EXERCISE INSTRUCTIONS - Look for "styles" in each line of the entries, and return the matching lines.

TASK INPUTS -
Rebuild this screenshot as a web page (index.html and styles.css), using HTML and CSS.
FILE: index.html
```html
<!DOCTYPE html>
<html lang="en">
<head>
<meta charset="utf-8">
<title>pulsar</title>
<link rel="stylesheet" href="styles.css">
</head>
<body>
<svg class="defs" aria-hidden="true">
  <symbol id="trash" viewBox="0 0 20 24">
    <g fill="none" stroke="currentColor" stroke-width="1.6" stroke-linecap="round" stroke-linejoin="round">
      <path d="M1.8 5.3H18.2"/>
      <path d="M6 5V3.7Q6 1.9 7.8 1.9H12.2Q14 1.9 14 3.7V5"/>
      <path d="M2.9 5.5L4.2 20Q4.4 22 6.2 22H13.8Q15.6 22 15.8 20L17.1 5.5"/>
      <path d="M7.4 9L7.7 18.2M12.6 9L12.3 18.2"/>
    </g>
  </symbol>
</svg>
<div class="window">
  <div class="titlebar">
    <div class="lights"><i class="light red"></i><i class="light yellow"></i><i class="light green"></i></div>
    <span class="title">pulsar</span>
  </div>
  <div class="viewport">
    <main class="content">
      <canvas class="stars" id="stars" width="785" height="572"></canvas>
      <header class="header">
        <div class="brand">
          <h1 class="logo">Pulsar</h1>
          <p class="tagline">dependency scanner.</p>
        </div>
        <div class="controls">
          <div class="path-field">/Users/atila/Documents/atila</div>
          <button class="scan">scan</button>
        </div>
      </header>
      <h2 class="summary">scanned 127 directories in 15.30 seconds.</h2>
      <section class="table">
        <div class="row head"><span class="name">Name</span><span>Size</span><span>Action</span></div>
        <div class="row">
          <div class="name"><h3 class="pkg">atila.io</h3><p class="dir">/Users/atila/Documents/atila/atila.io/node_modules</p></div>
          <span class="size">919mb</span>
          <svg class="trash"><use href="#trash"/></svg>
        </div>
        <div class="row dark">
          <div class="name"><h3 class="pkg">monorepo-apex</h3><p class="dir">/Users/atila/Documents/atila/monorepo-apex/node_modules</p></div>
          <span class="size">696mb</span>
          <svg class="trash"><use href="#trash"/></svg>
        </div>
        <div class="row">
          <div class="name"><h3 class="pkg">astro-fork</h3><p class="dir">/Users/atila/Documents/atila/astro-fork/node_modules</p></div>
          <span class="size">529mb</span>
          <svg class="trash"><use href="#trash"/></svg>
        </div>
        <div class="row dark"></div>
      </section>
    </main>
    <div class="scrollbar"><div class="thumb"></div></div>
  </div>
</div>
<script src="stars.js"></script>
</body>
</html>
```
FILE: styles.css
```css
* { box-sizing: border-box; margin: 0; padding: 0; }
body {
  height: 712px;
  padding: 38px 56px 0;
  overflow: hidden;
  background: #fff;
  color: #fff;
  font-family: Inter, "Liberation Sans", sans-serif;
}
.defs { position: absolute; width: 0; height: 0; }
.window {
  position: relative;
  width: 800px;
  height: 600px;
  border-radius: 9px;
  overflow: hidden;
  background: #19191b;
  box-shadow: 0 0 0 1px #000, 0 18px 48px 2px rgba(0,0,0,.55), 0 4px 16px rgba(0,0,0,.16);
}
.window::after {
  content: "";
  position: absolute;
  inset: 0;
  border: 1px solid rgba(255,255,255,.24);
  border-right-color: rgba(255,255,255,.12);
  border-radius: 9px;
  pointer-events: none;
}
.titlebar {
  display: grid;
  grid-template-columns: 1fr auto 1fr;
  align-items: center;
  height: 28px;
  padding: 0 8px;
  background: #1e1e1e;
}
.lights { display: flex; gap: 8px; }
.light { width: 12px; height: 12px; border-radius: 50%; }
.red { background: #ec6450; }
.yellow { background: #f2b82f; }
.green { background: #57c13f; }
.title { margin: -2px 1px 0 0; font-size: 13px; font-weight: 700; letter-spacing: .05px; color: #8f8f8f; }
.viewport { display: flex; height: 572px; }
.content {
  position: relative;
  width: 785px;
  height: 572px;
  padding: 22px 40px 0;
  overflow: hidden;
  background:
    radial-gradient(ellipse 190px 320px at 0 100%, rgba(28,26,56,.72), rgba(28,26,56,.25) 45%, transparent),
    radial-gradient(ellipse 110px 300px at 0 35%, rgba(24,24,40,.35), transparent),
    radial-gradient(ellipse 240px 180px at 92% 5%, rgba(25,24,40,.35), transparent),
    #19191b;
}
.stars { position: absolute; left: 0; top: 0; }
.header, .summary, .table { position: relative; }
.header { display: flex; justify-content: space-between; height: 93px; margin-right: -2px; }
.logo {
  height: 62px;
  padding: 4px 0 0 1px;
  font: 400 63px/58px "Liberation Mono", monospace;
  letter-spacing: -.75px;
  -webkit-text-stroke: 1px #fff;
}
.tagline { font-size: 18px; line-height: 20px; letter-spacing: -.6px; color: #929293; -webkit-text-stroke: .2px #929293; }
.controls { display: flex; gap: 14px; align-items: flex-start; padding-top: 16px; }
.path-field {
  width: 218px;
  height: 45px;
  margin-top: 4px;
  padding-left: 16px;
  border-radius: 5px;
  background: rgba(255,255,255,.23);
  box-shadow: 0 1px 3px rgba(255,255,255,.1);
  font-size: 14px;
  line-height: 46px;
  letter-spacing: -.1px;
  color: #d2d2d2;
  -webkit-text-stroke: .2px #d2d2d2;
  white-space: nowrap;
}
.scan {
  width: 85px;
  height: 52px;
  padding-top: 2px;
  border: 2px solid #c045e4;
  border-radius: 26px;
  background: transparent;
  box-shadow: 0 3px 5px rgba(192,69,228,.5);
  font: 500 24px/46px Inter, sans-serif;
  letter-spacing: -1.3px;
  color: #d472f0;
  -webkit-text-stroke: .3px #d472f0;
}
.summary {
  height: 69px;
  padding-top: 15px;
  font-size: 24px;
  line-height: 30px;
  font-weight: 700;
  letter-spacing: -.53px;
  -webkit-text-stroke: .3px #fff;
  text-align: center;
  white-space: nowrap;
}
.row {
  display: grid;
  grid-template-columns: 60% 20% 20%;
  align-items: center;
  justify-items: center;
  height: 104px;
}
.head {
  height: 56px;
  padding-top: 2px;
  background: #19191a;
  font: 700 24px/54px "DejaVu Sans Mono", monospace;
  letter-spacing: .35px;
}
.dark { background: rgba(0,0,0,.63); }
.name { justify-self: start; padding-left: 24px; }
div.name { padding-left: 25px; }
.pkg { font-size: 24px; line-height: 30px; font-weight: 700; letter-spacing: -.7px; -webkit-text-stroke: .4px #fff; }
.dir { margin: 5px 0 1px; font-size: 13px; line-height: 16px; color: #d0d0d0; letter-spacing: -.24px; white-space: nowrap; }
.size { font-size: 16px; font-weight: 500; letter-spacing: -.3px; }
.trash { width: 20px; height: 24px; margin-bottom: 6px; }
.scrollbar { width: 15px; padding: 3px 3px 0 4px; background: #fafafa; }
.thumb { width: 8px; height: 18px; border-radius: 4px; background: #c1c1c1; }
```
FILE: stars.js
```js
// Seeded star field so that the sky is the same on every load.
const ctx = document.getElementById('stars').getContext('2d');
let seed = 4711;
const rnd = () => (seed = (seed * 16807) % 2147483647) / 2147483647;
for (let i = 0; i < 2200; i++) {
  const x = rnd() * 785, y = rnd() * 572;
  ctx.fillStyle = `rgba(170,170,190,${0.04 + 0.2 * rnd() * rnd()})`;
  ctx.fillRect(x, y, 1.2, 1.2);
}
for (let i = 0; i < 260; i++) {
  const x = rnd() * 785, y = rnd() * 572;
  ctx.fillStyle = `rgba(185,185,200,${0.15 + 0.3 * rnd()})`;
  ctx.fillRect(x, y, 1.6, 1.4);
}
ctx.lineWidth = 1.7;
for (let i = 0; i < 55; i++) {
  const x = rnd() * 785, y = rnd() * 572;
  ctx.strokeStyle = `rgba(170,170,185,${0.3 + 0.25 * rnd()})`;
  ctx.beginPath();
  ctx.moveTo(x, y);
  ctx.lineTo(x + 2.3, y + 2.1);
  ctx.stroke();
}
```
...
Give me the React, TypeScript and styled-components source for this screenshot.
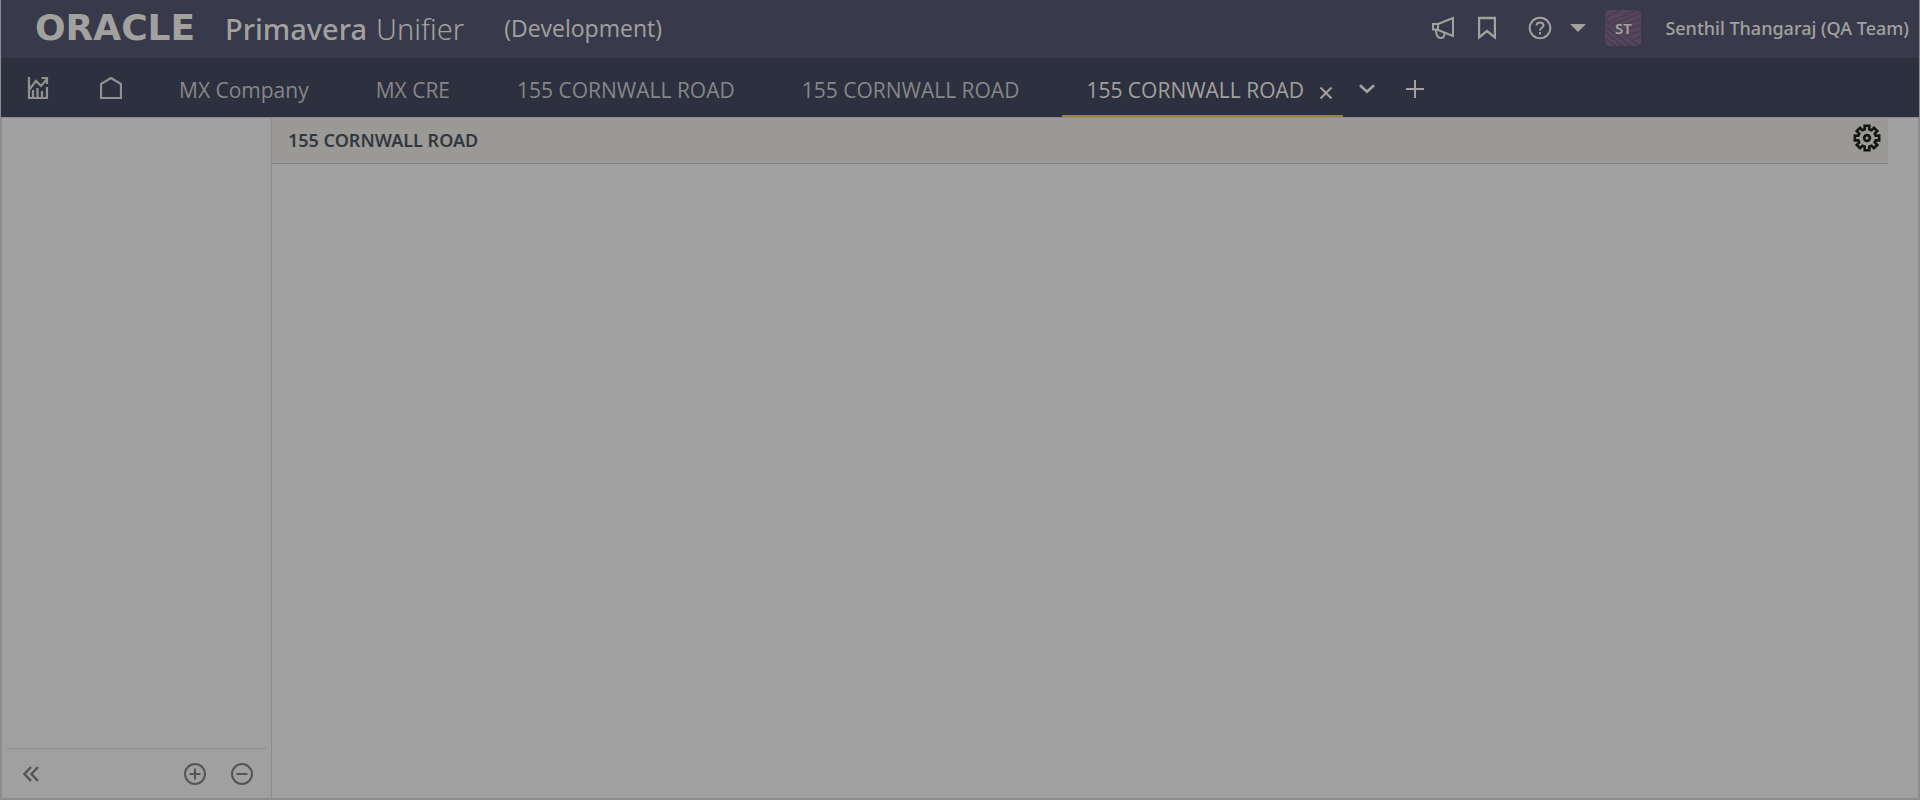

ANSWER TO THIS EXERCISE -
Rebuild this screenshot as a web page (index.html and styles.css), using HTML and CSS.
<link rel="stylesheet" href="styles.css">
FILE: styles.css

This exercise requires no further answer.